> [TASK GOAL]
Output the material below unchanged, apart from leaving out the pictures.

[START DATA LINES]

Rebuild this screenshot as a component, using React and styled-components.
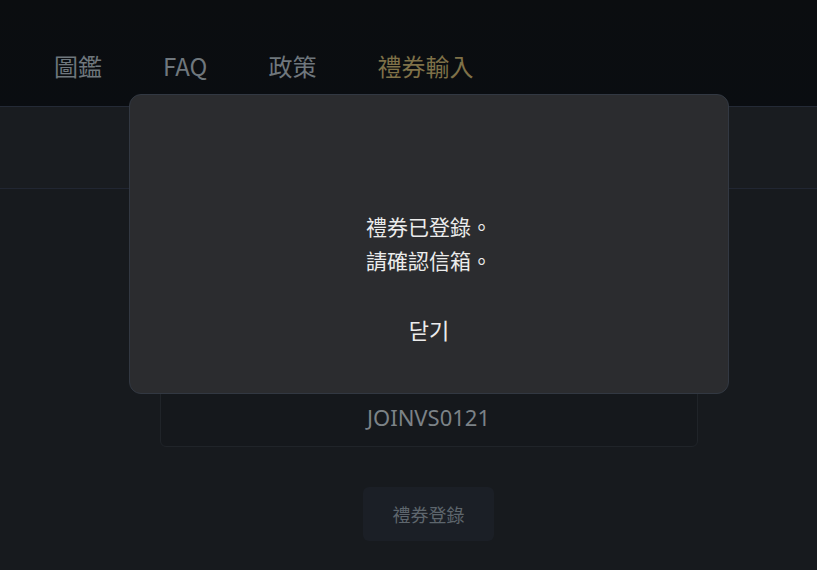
import React from 'react'
import { styled, createGlobalStyle } from 'styled-components'

const GlobalStyle = createGlobalStyle`
  html, body {
    margin: 0;
    padding: 0;
    background: #171a1e;
    font-family: "Noto Sans", "Noto Sans CJK TC", sans-serif;
  }
  * { box-sizing: border-box; }
`

const navItems = [
  { label: '圖鑑' },
  { label: 'FAQ' },
  { label: '政策' },
  { label: '禮券輸入', active: true },
]

export default function App() {
  return (
    <Page>
      <GlobalStyle />
      <Header>
        <Nav>
          {navItems.map((item) => (
            <NavItem key={item.label} $active={item.active}>
              {item.label}
            </NavItem>
          ))}
        </Nav>
      </Header>
      <Band />
      <Main>
        <CouponInput>JOINVS0121</CouponInput>
        <SubmitButton>禮券登錄</SubmitButton>
      </Main>

      <Modal>
        <Message>
          禮券已登錄。
          <br />
          請確認信箱。
        </Message>
        <CloseButton>닫기</CloseButton>
      </Modal>
    </Page>
  )
}

const Page = styled.div`
  position: relative;
  width: 817px;
  height: 570px;
  overflow: hidden;
  background: #171a1e;
`

const Header = styled.header`
  height: 107px;
  background: linear-gradient(180deg, #0b0d10 0%, #0a0d11 100%);
  border-bottom: 1px solid #242a36;
  display: flex;
  align-items: center;
  padding: 26px 0 0 54px;
`

const Nav = styled.nav`
  display: flex;
  gap: 61px;
`

const NavItem = styled.a`
  font-family: "Noto Sans CJK TC", "Noto Sans", sans-serif;
  font-size: 24px;
  line-height: 30px;
  color: ${(p) => (p.$active ? '#7f7148' : '#6f777d')};
  cursor: pointer;
`

const Band = styled.div`
  height: 82px;
  background: #191c20;
  border-bottom: 1px solid #212632;
`

const Main = styled.main`
  display: flex;
  flex-direction: column;
  align-items: center;
  padding: 198px 0 0 0;
  margin-left: 40px;
  gap: 40px;
`

const CouponInput = styled.div`
  width: 538px;
  height: 60px;
  border: 1px solid #202429;
  border-radius: 6px;
  background: #15181c;
  display: flex;
  align-items: center;
  justify-content: center;
  font-family: "Noto Sans", sans-serif;
  font-size: 22px;
  color: #7c8287;
`

const SubmitButton = styled.button`
  width: 131px;
  height: 54px;
  border: none;
  border-radius: 6px;
  background: #1b1f26;
  color: #5e666d;
  font-family: "Noto Sans CJK TC", sans-serif;
  font-size: 18px;
`

const Modal = styled.div`
  position: absolute;
  top: 94px;
  left: 129px;
  width: 600px;
  height: 300px;
  background: #2b2c2f;
  border: 1px solid #323842;
  border-radius: 12px;
  display: flex;
  flex-direction: column;
  align-items: center;
  padding-top: 114px;
`

const Message = styled.p`
  margin: 0;
  font-family: "Noto Sans CJK TC", sans-serif;
  font-size: 21px;
  line-height: 34px;
  color: #ececec;
  text-align: center;
`

const CloseButton = styled.button`
  margin-top: 37px;
  border: none;
  background: transparent;
  color: #ececec;
  font-family: "Noto Sans CJK KR", sans-serif;
  font-size: 22px;
  line-height: 30px;
  padding: 0;
  cursor: pointer;
`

[END DATA LINES]

> [TASK OUTPUT]
Rebuild this screenshot as a component, using React and styled-components.
import React from 'react'
import { styled, createGlobalStyle } from 'styled-components'

const GlobalStyle = createGlobalStyle`
  html, body {
    margin: 0;
    padding: 0;
    background: #171a1e;
    font-family: "Noto Sans", "Noto Sans CJK TC", sans-serif;
  }
  * { box-sizing: border-box; }
`

const navItems = [
  { label: '圖鑑' },
  { label: 'FAQ' },
  { label: '政策' },
  { label: '禮券輸入', active: true },
]

export default function App() {
  return (
    <Page>
      <GlobalStyle />
      <Header>
        <Nav>
          {navItems.map((item) => (
            <NavItem key={item.label} $active={item.active}>
              {item.label}
            </NavItem>
          ))}
        </Nav>
      </Header>
      <Band />
      <Main>
        <CouponInput>JOINVS0121</CouponInput>
        <SubmitButton>禮券登錄</SubmitButton>
      </Main>

      <Modal>
        <Message>
          禮券已登錄。
          <br />
          請確認信箱。
        </Message>
        <CloseButton>닫기</CloseButton>
      </Modal>
    </Page>
  )
}

const Page = styled.div`
  position: relative;
  width: 817px;
  height: 570px;
  overflow: hidden;
  background: #171a1e;
`

const Header = styled.header`
  height: 107px;
  background: linear-gradient(180deg, #0b0d10 0%, #0a0d11 100%);
  border-bottom: 1px solid #242a36;
  display: flex;
  align-items: center;
  padding: 26px 0 0 54px;
`

const Nav = styled.nav`
  display: flex;
  gap: 61px;
`

const NavItem = styled.a`
  font-family: "Noto Sans CJK TC", "Noto Sans", sans-serif;
  font-size: 24px;
  line-height: 30px;
  color: ${(p) => (p.$active ? '#7f7148' : '#6f777d')};
  cursor: pointer;
`

const Band = styled.div`
  height: 82px;
  background: #191c20;
  border-bottom: 1px solid #212632;
`

const Main = styled.main`
  display: flex;
  flex-direction: column;
  align-items: center;
  padding: 198px 0 0 0;
  margin-left: 40px;
  gap: 40px;
`

const CouponInput = styled.div`
  width: 538px;
  height: 60px;
  border: 1px solid #202429;
  border-radius: 6px;
  background: #15181c;
  display: flex;
  align-items: center;
  justify-content: center;
  font-family: "Noto Sans", sans-serif;
  font-size: 22px;
  color: #7c8287;
`

const SubmitButton = styled.button`
  width: 131px;
  height: 54px;
  border: none;
  border-radius: 6px;
  background: #1b1f26;
  color: #5e666d;
  font-family: "Noto Sans CJK TC", sans-serif;
  font-size: 18px;
`

const Modal = styled.div`
  position: absolute;
  top: 94px;
  left: 129px;
  width: 600px;
  height: 300px;
  background: #2b2c2f;
  border: 1px solid #323842;
  border-radius: 12px;
  display: flex;
  flex-direction: column;
  align-items: center;
  padding-top: 114px;
`

const Message = styled.p`
  margin: 0;
  font-family: "Noto Sans CJK TC", sans-serif;
  font-size: 21px;
  line-height: 34px;
  color: #ececec;
  text-align: center;
`

const CloseButton = styled.button`
  margin-top: 37px;
  border: none;
  background: transparent;
  color: #ececec;
  font-family: "Noto Sans CJK KR", sans-serif;
  font-size: 22px;
  line-height: 30px;
  padding: 0;
  cursor: pointer;
`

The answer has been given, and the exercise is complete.